→ Given exercise: Pick out each line below containing "this".

•••

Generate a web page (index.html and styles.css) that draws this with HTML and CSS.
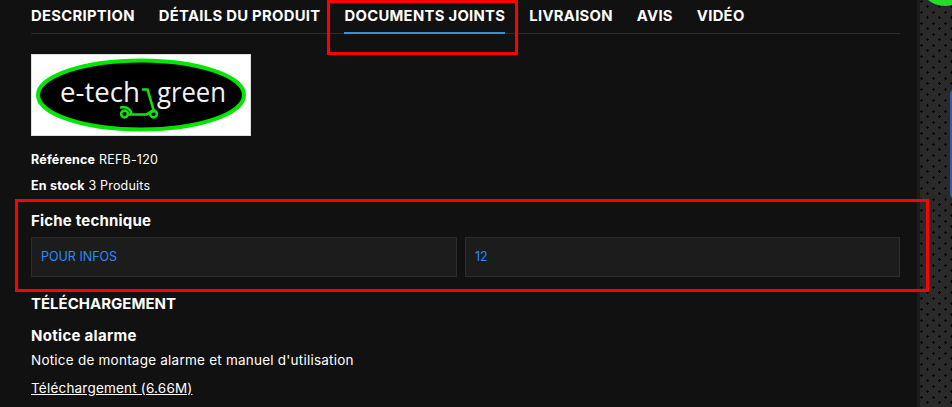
FILE: index.html

```html
<!DOCTYPE html>
<html lang="fr">
<head>
    <meta charset="UTF-8">
    <meta name="viewport" content="width=device-width, initial-scale=1.0">
    <title>Documents joints</title>
    <link rel="stylesheet" href="styles.css">
</head>
<body>
    <div id="page">
        <div id="product">
            <!-- Onglets -->
            <div class="tabs">
                <a class="tab">DESCRIPTION</a>
                <a class="tab">DÉTAILS DU PRODUIT</a>
                <a class="tab active">DOCUMENTS JOINTS</a>
                <a class="tab">LIVRAISON</a>
                <a class="tab">AVIS</a>
                <a class="tab">VIDÉO</a>
            </div>

            <!-- Logo marque -->
            <svg class="logo" viewBox="0 0 220 82" role="img" aria-label="e-tech green">
                <rect x="0.5" y="0.5" width="219" height="81" fill="#fff" stroke="#ddd"/>
                <ellipse cx="110" cy="41" rx="103" ry="34.5" fill="#000" stroke="#00e600" stroke-width="4"/>
                <text x="29" y="48" class="logo-text" textLength="80" lengthAdjust="spacingAndGlyphs">e-tech</text>
                <text x="126" y="48" class="logo-text" textLength="69" lengthAdjust="spacingAndGlyphs">green</text>
                <g fill="none" stroke="#14e014" stroke-width="2.6" stroke-linecap="round">
                    <path d="M112 35.5h4.5l6.5 22"/>
                    <path d="M97 60.5h18.5l7-4"/>
                    <circle cx="122.5" cy="60" r="3.4"/>
                    <circle cx="93.5" cy="60" r="3.4"/>
                    <path d="M90 53.5c5-1.5 10 2 10.5 6.5"/>
                </g>
            </svg>

            <div class="info"><b>Référence</b> REFB-120</div>
            <div class="info"><b>En stock</b> 3 Produits</div>

            <!-- Fiche technique -->
            <h3 class="sheet-title">Fiche technique</h3>
            <div class="sheet">
                <div class="sheet-cell">POUR INFOS</div>
                <div class="sheet-cell">12</div>
            </div>

            <!-- Téléchargement -->
            <h2 class="download-title">TÉLÉCHARGEMENT</h2>
            <h3 class="notice-title">Notice alarme</h3>
            <p class="notice-text">Notice de montage alarme et manuel d'utilisation</p>
            <a class="download-link">Téléchargement (6.66M)</a>
        </div>

        <div id="side">
            <span class="side-badge"></span>
            <span class="side-tab"></span>
        </div>

        <!-- Cadres rouges d'annotation -->
        <div class="mark mark-tab"></div>
        <div class="mark mark-sheet"></div>
    </div>
</body>
</html>
```

FILE: styles.css

```css
/* Page */
html, body {
    margin: 0;
    padding: 0;
    height: 100%;
    overflow: hidden;
    background-color: #111;
}

#page {
    position: relative;
    display: flex;
    height: 407px;
    font-family: Inter, "Liberation Sans", sans-serif;
    color: #fff;
}

#product {
    width: 869px;
    padding: 0 17px 0 31px;
    background-color: #111;
    overflow: hidden;
}

/* Onglets */
.tabs {
    display: flex;
    gap: 24px;
    height: 33px;
    border-bottom: 1px solid #2d2d2d;
}

.tab {
    margin-bottom: -1px;
    font-size: 14.8px;
    font-weight: 700;
    letter-spacing: 0.3px;
    line-height: 33px;
    white-space: nowrap;
}

.tab.active {
    border-bottom: 2px solid #3a8fd6;
    height: 32px;
}

/* Logo */
.logo {
    display: block;
    width: 220px;
    height: 82px;
    margin-top: 20px;
}

.logo-text {
    font-family: "Open Sans", sans-serif;
    font-size: 27px;
    fill: #f2f2f2;
}

.info {
    margin-top: 8px;
    font-size: 12.5px;
    letter-spacing: 0.2px;
    line-height: 18px;
}

.logo + .info {
    margin-top: 15px;
}

.info b {
    font-weight: 700;
}

/* Fiche technique */
.sheet-title {
    margin: 16px 0 0;
    font-size: 15px;
    font-weight: 700;
    letter-spacing: 0.2px;
    line-height: 20px;
}

.sheet {
    display: grid;
    grid-template-columns: 426px 1fr;
    gap: 8px;
    margin-top: 6px;
}

.sheet-cell {
    height: 38px;
    padding: 0 9px;
    background-color: #1c1c1c;
    border: 1px solid #2d2d2d;
    color: #2b8aff;
    font-size: 12.5px;
    line-height: 38px;
}

/* Téléchargement */
.download-title {
    margin: 17px 0 0;
    font-size: 15px;
    font-weight: 700;
    line-height: 20px;
}

.notice-title {
    margin: 12px 0 0;
    font-size: 15px;
    font-weight: 700;
    letter-spacing: 0.3px;
    line-height: 20px;
}

.notice-text {
    margin: 5px 0 0;
    font-size: 13.5px;
    letter-spacing: 0.23px;
    line-height: 18px;
}

.download-link {
    display: inline-block;
    margin-top: 10px;
    font-size: 13.5px;
    letter-spacing: 0.2px;
    line-height: 18px;
    text-decoration: underline;
}

/* Panneau droit */
#side {
    position: relative;
    flex: 1;
    overflow: hidden;
    background-color: #2a2a2a;
    background-image:
        linear-gradient(to right, #1c1c1c 3px, transparent 3px),
        url("data:image/svg+xml,%3Csvg xmlns='http://www.w3.org/2000/svg' width='12' height='11'%3E%3Cpath fill='%23050505' d='M1 0h1v1h1v1H2v1H1V2H0V1h1zM7 5h1v1h1v1H8v1H7V7H6V6h1z'/%3E%3C/svg%3E");
    background-position: 0 0, 3px 0;
}

.side-badge {
    position: absolute;
    top: -48px;
    left: 1px;
    width: 54px;
    height: 54px;
    border-radius: 50%;
    background-color: #22e02a;
}

.side-tab {
    position: absolute;
    top: 90px;
    left: 33px;
    width: 10px;
    height: 108px;
    border-radius: 4px;
    background-color: #3b5a9e;
}

/* Annotations */
.mark {
    position: absolute;
    border: 3px solid #f00;
}

.mark-tab {
    left: 327px;
    top: 0;
    width: 185px;
    height: 49px;
}

.mark-sheet {
    left: 15px;
    top: 199px;
    width: 908px;
    height: 87px;
}
```
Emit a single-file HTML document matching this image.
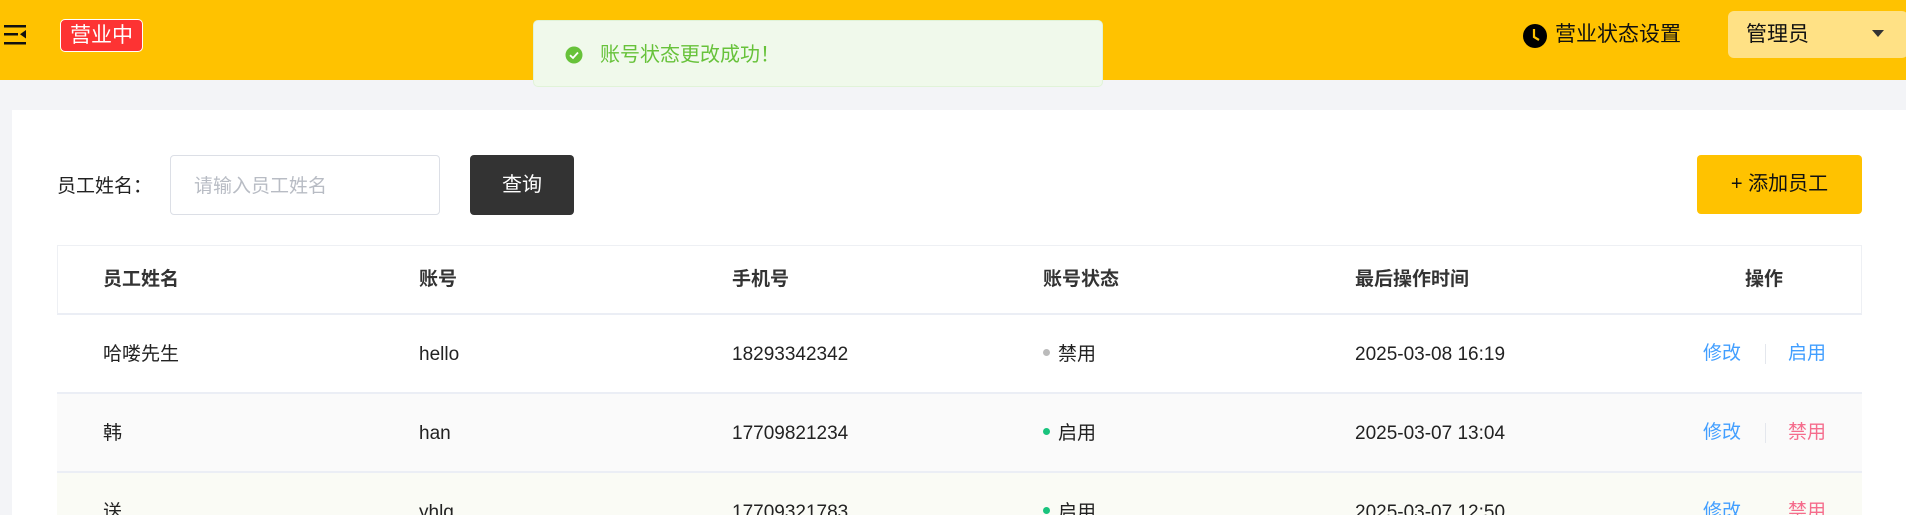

•••

→ Solution:
Generate a web page (index.html and styles.css) that draws this with HTML and CSS.
Emit a single-file HTML document matching this image.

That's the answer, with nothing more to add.